Every human has a hatful of stories about the ways they formed friendships over the years – with university friends, house-share mates, lovers and co-workers.
But until now, scientists haven’t known how friendly connections form among strangers in nature. That’s all changed thanks to a fascinating new study of vampire bats, from the subfamily Desmodontinae, living in captivity.
For vampires, sharing blood with a roost-mate is the mark of a true bond. These relationships aren’t common, but when they occur they demonstrate behaviour akin to what some might call friendship.
The research – published in the journal Current Biology – shows how social grooming and food sharing can build up trust among unrelated vampire bats to form life-saving bonds that can last a lifetime.
“We go from bats starting as strangers from different colonies to groupmates that act to save each other’s life,” says behavioural ecologist Gerald Carter from Ohio State University, in the US.
“This is the first animal study to look carefully at how a new cooperative relationship forms and can be maintained between complete strangers of the same species.”
Vampire bats feed only on blood. If they are unable to feed for three days they run the risk of starving.
“They have this ‘boom and bust’ foraging experience, so they either hit it big and get a large blood meal or they’re starved for that night,” says Carter.
“If they starve three nights in a row there is a high chance they’ll die.”
Because of this, vampire bats with close social ties can rescue their weakened partners from the brink.
To test how these bonds emerge, Carter and his colleagues at the Smithsonian Tropical Research Institute collected bats from Las Pavas and Tolé, Panamá, two geographically distant sites.

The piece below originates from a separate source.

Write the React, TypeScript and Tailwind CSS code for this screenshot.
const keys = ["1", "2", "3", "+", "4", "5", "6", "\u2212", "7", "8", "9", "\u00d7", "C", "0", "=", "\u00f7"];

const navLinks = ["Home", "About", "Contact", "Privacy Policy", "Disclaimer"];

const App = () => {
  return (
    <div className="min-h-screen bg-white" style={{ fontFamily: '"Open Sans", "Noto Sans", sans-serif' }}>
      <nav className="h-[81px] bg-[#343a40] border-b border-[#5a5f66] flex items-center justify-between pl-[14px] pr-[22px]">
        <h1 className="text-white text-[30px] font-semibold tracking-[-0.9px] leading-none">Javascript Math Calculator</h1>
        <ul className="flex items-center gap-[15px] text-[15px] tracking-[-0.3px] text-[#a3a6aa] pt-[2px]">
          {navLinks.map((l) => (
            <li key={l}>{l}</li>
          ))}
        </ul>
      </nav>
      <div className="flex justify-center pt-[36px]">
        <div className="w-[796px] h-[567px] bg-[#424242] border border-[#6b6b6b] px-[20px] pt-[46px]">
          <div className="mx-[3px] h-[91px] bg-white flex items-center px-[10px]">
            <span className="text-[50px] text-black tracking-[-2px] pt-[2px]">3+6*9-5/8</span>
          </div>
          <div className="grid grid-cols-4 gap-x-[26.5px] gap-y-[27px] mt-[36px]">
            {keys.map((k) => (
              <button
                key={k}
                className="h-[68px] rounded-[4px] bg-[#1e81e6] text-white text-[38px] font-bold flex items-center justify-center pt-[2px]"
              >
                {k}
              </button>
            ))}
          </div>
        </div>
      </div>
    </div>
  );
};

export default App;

The flying mammals were then placed either in pairs – one from each location – or in small mixed cohorts.
For each group, the research team withheld food from one of the bats and observed how it interacted with others in its cage. Several bats, particularly those in the pairs, began grooming one another more over time.
In some cases, this eventually led to sharing blood with hungry companions.

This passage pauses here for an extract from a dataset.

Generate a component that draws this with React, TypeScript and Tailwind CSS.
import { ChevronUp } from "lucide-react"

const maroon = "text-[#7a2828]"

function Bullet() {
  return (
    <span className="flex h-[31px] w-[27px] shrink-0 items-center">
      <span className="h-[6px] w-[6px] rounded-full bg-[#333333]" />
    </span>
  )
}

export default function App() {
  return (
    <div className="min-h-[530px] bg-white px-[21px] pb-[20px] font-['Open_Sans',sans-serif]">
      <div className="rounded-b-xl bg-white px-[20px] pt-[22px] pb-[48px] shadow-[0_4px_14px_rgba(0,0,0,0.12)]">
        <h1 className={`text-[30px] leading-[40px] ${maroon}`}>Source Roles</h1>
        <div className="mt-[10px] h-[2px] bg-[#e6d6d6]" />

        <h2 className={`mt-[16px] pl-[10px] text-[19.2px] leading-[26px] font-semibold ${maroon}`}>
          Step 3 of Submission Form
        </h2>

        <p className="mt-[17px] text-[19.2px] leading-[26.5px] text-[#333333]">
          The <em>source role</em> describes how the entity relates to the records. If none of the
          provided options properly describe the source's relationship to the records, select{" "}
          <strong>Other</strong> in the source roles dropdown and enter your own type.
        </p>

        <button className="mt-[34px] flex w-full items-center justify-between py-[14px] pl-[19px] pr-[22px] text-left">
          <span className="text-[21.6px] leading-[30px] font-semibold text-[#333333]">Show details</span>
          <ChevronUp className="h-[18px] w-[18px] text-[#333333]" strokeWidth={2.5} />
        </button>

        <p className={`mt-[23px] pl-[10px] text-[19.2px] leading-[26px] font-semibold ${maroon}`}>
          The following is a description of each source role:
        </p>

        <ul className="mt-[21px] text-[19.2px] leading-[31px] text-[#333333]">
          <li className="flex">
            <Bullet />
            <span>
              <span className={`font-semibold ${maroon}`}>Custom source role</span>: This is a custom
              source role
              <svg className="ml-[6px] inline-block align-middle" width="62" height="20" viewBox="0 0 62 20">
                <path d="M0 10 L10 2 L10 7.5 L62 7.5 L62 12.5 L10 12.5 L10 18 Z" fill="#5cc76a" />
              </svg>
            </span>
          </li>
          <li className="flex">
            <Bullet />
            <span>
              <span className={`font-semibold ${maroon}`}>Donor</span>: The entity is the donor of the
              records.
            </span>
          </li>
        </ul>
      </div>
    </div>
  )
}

“Even if you remove all ectoparasites from their fur, they still groom each other more than necessary for just hygiene,” says Carter.
“We think of social grooming as a kind of a currency – a way to gain tolerance and bond with another individual.”

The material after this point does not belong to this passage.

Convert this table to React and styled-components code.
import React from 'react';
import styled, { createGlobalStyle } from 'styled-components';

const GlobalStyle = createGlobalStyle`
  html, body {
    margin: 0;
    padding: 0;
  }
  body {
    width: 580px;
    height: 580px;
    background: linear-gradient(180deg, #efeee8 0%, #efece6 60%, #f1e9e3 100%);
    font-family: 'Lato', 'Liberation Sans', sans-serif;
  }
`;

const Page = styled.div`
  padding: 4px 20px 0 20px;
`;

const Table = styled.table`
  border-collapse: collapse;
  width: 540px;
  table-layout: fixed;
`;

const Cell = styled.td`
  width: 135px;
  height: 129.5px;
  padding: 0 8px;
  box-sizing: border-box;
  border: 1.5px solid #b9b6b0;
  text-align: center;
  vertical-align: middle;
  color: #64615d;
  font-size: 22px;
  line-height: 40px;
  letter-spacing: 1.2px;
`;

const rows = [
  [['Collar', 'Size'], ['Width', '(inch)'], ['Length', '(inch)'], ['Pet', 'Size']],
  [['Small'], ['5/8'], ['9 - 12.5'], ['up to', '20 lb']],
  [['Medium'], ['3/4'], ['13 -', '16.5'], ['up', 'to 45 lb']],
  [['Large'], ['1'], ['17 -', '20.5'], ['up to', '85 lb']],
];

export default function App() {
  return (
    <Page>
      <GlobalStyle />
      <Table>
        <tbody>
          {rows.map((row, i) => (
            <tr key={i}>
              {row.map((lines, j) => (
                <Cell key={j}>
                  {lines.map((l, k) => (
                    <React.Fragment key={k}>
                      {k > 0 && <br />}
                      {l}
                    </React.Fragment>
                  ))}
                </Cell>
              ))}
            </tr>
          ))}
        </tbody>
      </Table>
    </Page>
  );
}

Carter suggests the increased grooming over time demonstrates “raising the stakes” of friendship or “testing the waters” to build cooperative relationships, a notion that was first proposed in 1998, in a paper in the journal Nature, but has been difficult to demonstrate in animals.
“When you make a cooperative investment in another individual, there is a kind of risk, because if you have a bad partner, you can be even worse off than if you had just avoided them altogether,” Carter says.
“So, what you could do is invest a little bit to test the waters. Then, if they invest back in you, that’s a signal to ramp up your investment, and so on.”
If vampire pairs raise the stakes enough, one might provide food by regurgitating blood into the mouth of a hungry partner – an action that visually resembles a French kiss, of sorts.
“Food sharing in vampire bats is like how a lot of birds regurgitate food for their offspring,” says Carter.
“But what’s special with vampire bats is they do this for other adults, eventually even with some previous strangers.”
These social interactions could be a fundamental step in creating bonds that last years in vampire bats – some unrelated pairs have been found to travel together for more than a decade.
“The idea of using low-cost behaviours to build up to higher-cost investments can be something of much more general importance outside just food sharing in vampire bats,” says Carter.
The idea could be applied to other social animals such as primates and could provide insight into how humans build relationships.
Research has shown that people don’t like to think of their friendships as strategic, but Carter says his recent findings suggest that human relationships might be more conditional than we want to admit.
“I don’t think you can understand human relationships that well by just asking people to reflect on them,” he says.
“It may often be subconscious, but I think both human and nonhuman relationships have a lot of little conflicts that are negotiated and navigated in a subtle way.”
Carter now wants to better understand how bats assess and choose their partners.
“When two bats are unfamiliar, we have the opportunity to make a good partner or a bad partner and really see how that affects how the relationships form.”